Now I will try to be fair and balanced. "Real Simple" offers a couple of neat features. It has a monthly column on new uses for old objects. Sometimes these ideas are really clever. So, I'm glad that my library carries this magazine.
"Quick & Simple" is just plain fun but it offers bandaids for problems that often need major surgery. I'll still pick up an issue now and then. I'm a hopeless women's magazine junkie and at $1.59 "Quick & Simple" is a cheap fix.
Back to the word - simple. What does it mean? Webster's Unabridged Dictionary lists 16 different definitions and follows that up with a dozen phrases that use the word "simple". The first definition is "having or consisting of only one part". Other more common meanings include "feeble-minded", "having few parts", "unadorned", ""easy to do or understand", "without pretense or ostentation, natural". Then we have "being of little significance", "of low rank", "having no additions or qualifications", "having no guile" , and "foolish". After that we have the meaning of the word as used in music, law and science and the aforementioned dozen phrases. Pretty simple. huh?
Considering all the possible meanings of the word, "Real Simple" could be truly simple, depending on the definition you use.

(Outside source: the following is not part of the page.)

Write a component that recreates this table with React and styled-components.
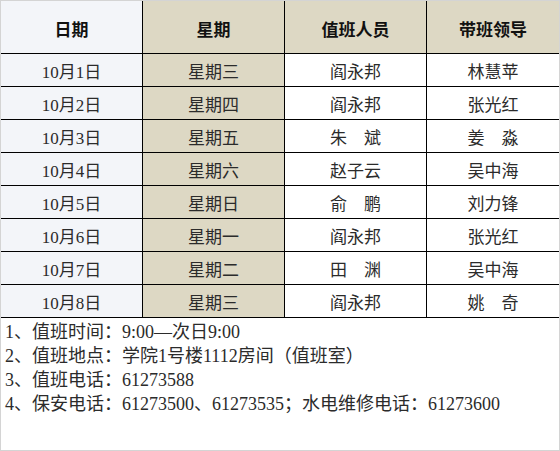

My personal definition of the word "simple" is something that is plain ("unadorned") or easy to understand. In my opinion, a simple life is one that is not bulging with things to do and places to go and certainly not looking for things to buy. I don't envision a lifestyle that tries to be posh without spending the cash. A simple lifestyle does not care about arugula (a word I love because it's just a salad green, for goodness sake). That lifestyle cares about having just enough to live comfortably.
There is a bumper sticker that reads "Live Simply so that others may simply live." This insinuates that simplicity's intent is to share the wealth. Well, maybe and what's wrong with that? But simplicity can be it's own reason for being. In a simple life, a person appreciates breezes and clouds and the color of the grass in the late afternoon, things that can't buy ads in a magazine.
What I'm doing right now, for instance, is not necessarily simple. I don't NEED a computer and the computer makes my present pasttime possible. And we could all live quite comfortably without Internet access. I know a lot of people who do. So is it possible to live a truly simple life and not get left behind in technology's dust?